I heard the above - about 5 mins, long, interesting but nothing surprising to me - starting at about 5:53 AM Eastern. So when it would be where you are depends on the time zone you’re in, and where NPR is in the normal 2-hour rotation/ rebroadcast of this program, etc.
Link to the webpage for it and the summary, pending posting of the full transcript and audio sometime after 9 AM Eastern:
Iowa Community Preserves Short Line Rail Track by Dean Borg
May 9, 2012 from WOI
In northern Iowa, a group of farmers have banded together to buy nearly 30 miles of railroad track to assure they can get their grain to the ethanol market. Short line tracks are being idled across the country as railroads concentrate on longer trains.
Thanks for the link. Looks like a great situation for the investors. The farmers get a market for corn, Winnebago Industries kept rail service, and ADM has more corn for ethanol.
Paul, can you approximate the scrap value of this line using your engineering skills? Let’s assume…
28 miles of track = 56 miles of rail x 90 pounds per yard = 8.9 million pounds = 4450 tons.
I have no idea of reclamation costs nor additional revenue such as ballast or ties (if any).

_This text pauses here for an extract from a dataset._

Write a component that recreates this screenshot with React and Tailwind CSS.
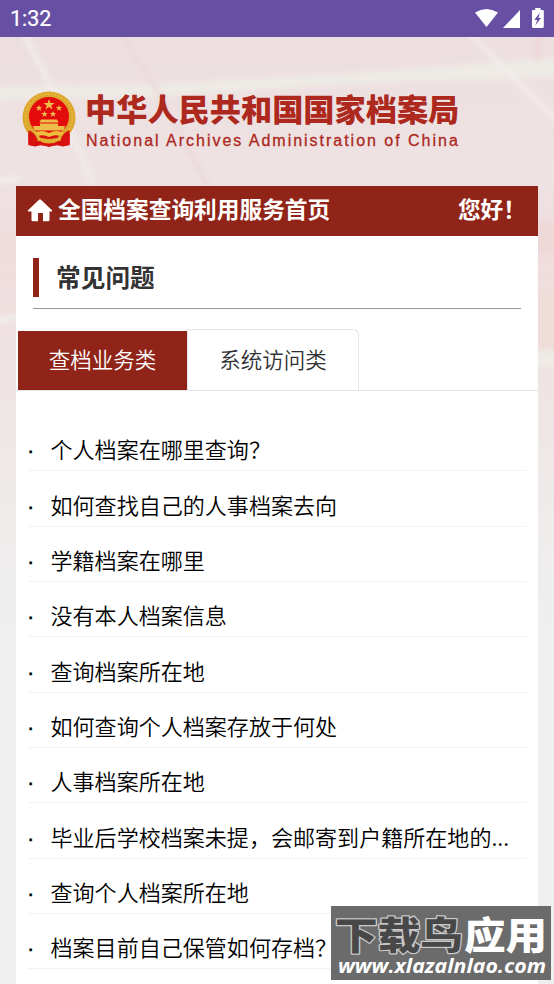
const questions = [
    "个人档案在哪里查询？",
    "如何查找自己的人事档案去向",
    "学籍档案在哪里",
    "没有本人档案信息",
    "查询档案所在地",
    "如何查询个人档案存放于何处",
    "人事档案所在地",
    "毕业后学校档案未提，会邮寄到户籍所在地的...",
    "查询个人档案所在地",
    "档案目前自己保管如何存档？",
];

function StatusBar() {
    return (
        <div className="flex h-[37px] items-center justify-between bg-[#6750a4] pl-[10px] text-white">
            <span className="mt-px font-[Roboto] text-[21.5px] leading-none [-webkit-text-stroke:0.2px]">1:32</span>
            <svg className="h-[37px] w-[84px]" viewBox="470 0 84 37" fill="white">
                <path d="M475 12.5Q486.5 5.5 498 12.5L486.5 27Z" />
                <path d="M520 10V28H503Z" />
                <path d="M535.2 8h5.4v2h2.2q1 0 1 1v15.500q0 1.500-1.500 1.500h-8.800q-1.500 0-1.500-1.500V11q0-1 1-1h2.200z" />
                <path d="M539.800 12.500L534.300 20h3L535.300 25.500L541 18h-2.500z" fill="#6750a4" />
            </svg>
        </div>
    )
}

function Backdrop() {
    return (
        <svg className="absolute inset-0 h-full w-full" viewBox="0 37 554 947" preserveAspectRatio="none">
            <defs>
                <linearGradient id="side" x1="0" y1="37" x2="0" y2="984" gradientUnits="userSpaceOnUse">
                    <stop offset="0" stopColor="#eddfe0" />
                    <stop offset=".15" stopColor="#eee2e3" />
                    <stop offset=".23" stopColor="#f0dcdd" />
                    <stop offset=".34" stopColor="#eee3e2" />
                    <stop offset=".5" stopColor="#efebeb" />
                    <stop offset=".62" stopColor="#efefef" />
                </linearGradient>
                <filter id="soft" x="-20%" y="-50%" width="140%" height="200%">
                    <feGaussianBlur stdDeviation="2.5" />
                </filter>
            </defs>
            <rect y="37" width="554" height="947" fill="url(#side)" />
            <g filter="url(#soft)">
                <path d="M-10 86L140 85L350 73L570 57V77L350 84L140 98L-10 101Z" fill="#eeeae5" />
                <path d="M22 30L51 86L94 186" stroke="#f1ecec" strokeWidth="5" fill="none" />
                <path d="M122 34L152 82L210 190" stroke="#e8d5d7" strokeWidth="3" fill="none" />
                <path d="M470 34L510 74L560 125" stroke="#f3eeeb" strokeWidth="5" fill="none" />
                <path d="M538 34V60" stroke="#edd3d6" strokeWidth="5" />
                <path d="M-5 182L20 178M-5 322L20 316" stroke="#f0edeb" strokeWidth="6" />
                <path d="M535 222h24v30h-24z" fill="#eed7d7" />
                <path d="M535 292h24v56h-24z" fill="#efddd9" />
                <path d="M535 359h24" stroke="#efebe6" strokeWidth="15" />
            </g>
        </svg>
    )
}

function Emblem() {
    return (
        <svg className="h-[58px] w-[54px] shrink-0" viewBox="0 0 54 58">
            <path d="M6 38H48L47.500 54L41 55.500L34 54L27 56L20 54L13 55.500L6.500 54Z" fill="#d91010" />
            <path d="M10 44v10M14 46v8M18 49v5M36 49v5M40 46v8M44 44v10" stroke="#a70d0d" />
            <ellipse cx="27" cy="26.500" rx="26.500" ry="26" fill="#dda72e" />
            <ellipse cx="27" cy="26.500" rx="23.500" ry="23.500" fill="none" stroke="#e6b73f" strokeWidth="2" strokeDasharray="2 1.500" />
            <ellipse cx="27" cy="25.500" rx="20" ry="19.500" fill="#e40b0d" />
            <g fill="#edbd4a">
                <path d="M27 8l1.400 4h4.200l-3.400 2.500 1.300 4-3.500-2.500-3.500 2.500 1.300-4-3.400-2.500h4.200z" />
                <path id="star" d="M17 14l.9 2 2.200.1-1.700 1.400.6 2.200-2-1.200-2 1.200.6-2.200-1.700-1.400 2.200-.1z" />
                <use href="#star" x="20" />
                <use href="#star" x="5.500" y="6" />
                <use href="#star" x="14" y="6" />
                <path d="M19 28.500h16l1.500 3h-19zM18 32.500h18v3H18zM11 35h32l-1.500 4.500h-29z" />
            </g>
            <path d="M6.500 39q7 3 9 10l-3 6-6-1zM47.500 39q-7 3-9 10l3 6 6-1z" fill="#d91010" />
            <path d="M16 44h22l-3 3-8 1-8-1z" fill="#d91010" />
            <path d="M12 42q8-4 15 0q7-4 15 0l-4 3q-5-2-11 1q-6-3-11-1z" fill="#edbd3b" />
            <path d="M16 50q5 0 7 5l-5-1zM38 50q-5 0-7 5l5-1z" fill="#d91010" />
        </svg>
    )
}

function HomeIcon() {
    return (
        <svg className="mr-[5px] -mt-px h-[23px] w-[26px]" viewBox="0 0 26 23" fill="white">
            <path d="M12 .7q1-.8 2 0L25 11.200q.6.900-.5 1.300H22.500V21q0 1.300-1.300 1.300H16V14h-5v8.300H5.800Q4.500 22.300 4.500 21V12.500H1.500Q.4 12.100 1 11.200Z" />
        </svg>
    )
}

function Header() {
    return (
        <header className="flex h-[149px] items-start pl-[22px] pt-[54px]">
            <Emblem />
            <div className="ml-[9px] text-[#ad281d]">
                <p className="-mt-[2px] h-[40px] whitespace-nowrap text-[31.200px] font-black leading-[38px]">中华人民共和国国家档案局</p>
                <p className="ml-px whitespace-nowrap font-['Liberation_Sans'] text-[16px] leading-[23px] tracking-[1.980px] [-webkit-text-stroke:0.3px]">
                    National Archives Administration of China
                </p>
            </div>
        </header>
    )
}

function Watermark() {
    return (
        <div className="absolute left-[331px] top-[906px] h-[74px] w-[220px] bg-[#6b6b6b]">
            <svg className="h-full w-full" viewBox="0 0 220 74">
                <g fontSize="38" fontWeight="900" paintOrder="stroke" strokeLinejoin="round">
                    <text x="4" y="43" textLength="128" lengthAdjust="spacingAndGlyphs" fill="#484848" stroke="#c9c9c9" strokeWidth="2.500">下载鸟</text>
                    <text x="133" y="43" textLength="83" lengthAdjust="spacingAndGlyphs" fill="white">应用</text>
                </g>
                <text x="7" y="67" textLength="208" lengthAdjust="spacingAndGlyphs" fill="white" fontFamily="Open Sans" fontSize="20" fontWeight="700" fontStyle="italic">www.xlazalnlao.com</text>
            </svg>
        </div>
    )
}

function App() {
    return (
        <div className="relative h-[984px] w-[554px] overflow-hidden font-['Noto_Sans_CJK_SC',sans-serif]">
            <StatusBar />
            <div className="relative h-[947px]">
                <Backdrop />
                <div className="relative">
                    <Header />
                    <main className="ml-4 h-[798px] w-[522px] bg-white">
                        <div className="flex h-[50px] items-center bg-[#912418] pl-[11px] pr-[12px] text-[22.700px] font-bold leading-[46px] text-white">
                            <HomeIcon />
                            <span className="-mt-[5px]">全国档案查询利用服务首页</span>
                            <span className="ml-auto -mt-[4px]">您好！</span>
                        </div>

                        <div className="mx-[17px] flex h-[73px] items-center border-b border-[#999] pt-[11px]">
                            <div className="h-[39px] w-[6px] bg-[#912418]" />
                            <h1 className="-mt-[3px] ml-[17px] text-[24.700px] font-bold leading-[39px] text-[#333]">常见问题</h1>
                        </div>

                        <div className="mt-5 flex h-[62px] border-b border-[#e4e7ed] pl-[2px] text-[21.500px] font-[350] text-[#303133]">
                            <div className="mt-[2px] flex w-[169px] items-center justify-center bg-[#912418] pb-[3px] text-white">查档业务类</div>
                            <div className="flex w-[172px] items-center justify-center rounded-tr-md border-x border-t border-[#e4e7ed] pb-[2px]">系统访问类</div>
                        </div>

                        <ul className="ml-[12px] w-[498px] pt-[25px] text-[22.050px] font-[350] text-black">
                            {questions.map((question) => (
                                <li key={question} className="flex h-[55.350px] items-end border-b border-[#f3f3f3] pb-[5px] leading-[34px]">
                                    <span className="-mb-[3px] -ml-px mr-[1.500px] w-[22px] shrink-0 font-['Liberation_Sans'] font-normal [-webkit-text-stroke:0.4px]">·</span>
                                    <span className="whitespace-nowrap">{question}</span>
                                </li>
                            ))}
                        </ul>
                    </main>
                </div>
            </div>
            <Watermark />
        </div>
    )
}

export default App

Looking at Iowa Northern map, they will be able to provide single line service from this line to the ADM plant. All parties (IN, farmers, grain elevators, ADM) gotta love that. We had a similar situation several years ago when CSX wanted to scrap their line from Wellsboro, In to North Judson/Malden, In. and the city of North Judson wanted to purchase the line. CSX wanted full scrap value, I believe it went to arbitrator or someone. CSX receives 65 car unit trains to North Carolina about 2x monthly. Seems like they would have wanted to work it out rather than play hard ball.
Interesting link, Paul. Unfortunately, you have to drill down into the NPR and local broadcast resource to find out about the areas. Forest City,Ia has only one major industry, Winnebago Industries (makes Campers, and motor Hones) , looks like according to the Iowa DOT map grain capacity( in cars) is pretty small (shown in red on the DOT map)
Linked PDF’s within that site show lots of information on Rails in Iowa, and Abandonments. as well. I used to travel in Iowa some years back and the statement about Iowa was laced by railroads was very evident, old ROW’s were eviden in almost every direction from every community, similarly, here in Kansas.